Conclusion: Transversality as ‘Balancing Act on a Hanging Bridge’
Just as critics do not venture into the world of poets, anthropological knowledge, as useful and sometimes challenging as it may be to question deep-rooted assumptions about the value of other modes of living, tends to set a limit to its own reflexivity, precisely at the point where the main presuppositions of the discipline are threatened by the analytical reversal that other cosmologies and social practices demand. This step back is ‘reassuring’ in two ways: it prevents an irrational ‘flight from reason’ (going native), and it reinstates the scholar in a position of power that is not only related to his own institutional status but to a hegemonic constitution of reality. One can describe the other, in detail and even sympathetically, but ultimately one cannot act out the other. The other remains a representational object – however scrutinized, appreciated and recognized it may be. The skepticism related to a possible permeability of the method has a clear counterpart in the skepsis with which most anthropologists react if they are asked to venture an extension of their theoretical assemblages beyond their ‘objective descriptions’34.
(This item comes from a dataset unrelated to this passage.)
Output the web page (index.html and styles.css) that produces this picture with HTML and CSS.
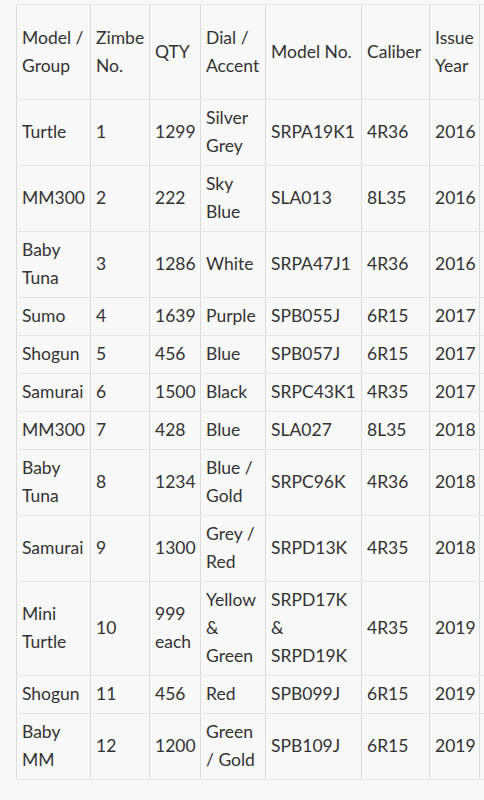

A transversal reorientation does not consist in thinking differently while keeping hegemonic presuppositions intact. It does not mean discarding everything related to the inherited world-configuration, either, since that is utterly impossible, even in the most radical cases. Reorientation means challenging the soil, opening the gaze, reshaping the horizon in both directions: learning from the ‘other’ on the level in which objectification ceases, deconstructing the ‘self’ accordingly, but at the same time re-shaping the ‘self of the other’ through the inevitable distance being bridged over (which is not without tensions and conflicts) and nurturing an ‘internal other’ within ourselves. The transversal reorientation is an in-between, a work of interstices, and at this early stage it can be compared to a balancing act on a hanging bridge whose anchorage, deck and ropes are distressingly unsteady. Transversality35 is in this sense a very daring act with no guarantee of success, but in the present context and given the serious challenges that humanity is facing, it is necessary. It is also the method philosophy should adopt to deal with such issues, since philosophy is almost by definition a transversal way of thinking – partially coupled with science, partially coupled with arts, but also independently enough to cut through both domains; closely related to life in order to embrace an ‘art of living’, but at the same time detached from the immediacy of the former to come up with judgements concerning one’s own actions; solidary with societal processes and experiences (of a religious, legal and political sort), but at the same time in rupture with them in questioning even the very basis on which they are built.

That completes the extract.